13.At the start of the last Parliament, the Coalition Government set out its main commitment for broadband in a new strategy, Britain’s superfast broadband future.13 The Government set out to ensure the UK had the best superfast broadband network in Europe by the end of the Parliament in 2015 and to ensure that virtually all homes had access to broadband at a minimum of 2Mbps. In 2013, the Government increased its ambition and allocated additional money to provide 95% of the UK with superfast broadband by 2017. Some of these targets were subsequently put back slightly but the current ones are given in the box below.14

Broadband targets

  • to provide a basic broadband service of 2Mbps to virtually all homes by the end of 2015
  • to extend superfast broadband (speeds of at least 24Mbps) for 90% of premises in the UK by 2016 (BDUK Phase 1)
  • to extend superfast broadband to 95% of the UK by 2017 (BDUK Phase 2); and
  • to introduce a Universal Service Obligation for broadband at a minimum speed of 10Mbps in 2020.

14.Rather than have one national contract, DCMS decided that delivery would be delegated to local bodies in England and to the devolved administrations.
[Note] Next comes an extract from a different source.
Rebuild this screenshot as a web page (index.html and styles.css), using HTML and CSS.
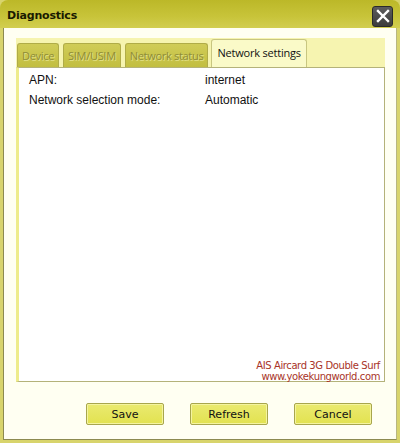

BDUK was established to run the broadband programme centrally and to oversee the local bodies’15 delivery of their own plans.16 Its early tasks were to design a national programme for publicly-subsidised broadband to rural areas, to negotiate an umbrella scheme for clearing State Aid rules with the European Commission, and to establish a national procurement framework of suppliers. In the end, despite several companies showing an initial willingness to bid for contracts, only BT and Fujitsu were appointed, and then Fujitsu dropped out.

15.The BDUK programme has used public funding alongside the supplier’s commercial investment, principally BT’s, with ‘the investment gap’ in the commercial model covered by a combination of central Government, local authority and EU development money.17 Central Government has directly committed over £780m in broadband infrastructure and this has been matched by funding from local authorities and the devolved administrations.18 In addition, the Government has provided £10m to fund pilot projects to test out ways to extend superfast broadband to the final 5% of hard-to-reach premises with technologies such as satellite and wireless and to experiment with new financing models.

16.We understand that BT is contracted to provide £348m of capital expenditure across all Phase 1 contracts and that up to December 2015 it had contributed £268m, at which point the programme was still being delivered.19 There is a mechanism in place in all local contracts that ensures that if the network build actually costs less than BT’s estimated bid, then BT is obliged to return the underspend to local bodies.20 As of March 2016, BT had committed £66.5m of capital expenditure to phase two contracts.21 BT eventually won all the Phase 1 BDUK contracts, and a substantial proportion of the Phase 2 projects.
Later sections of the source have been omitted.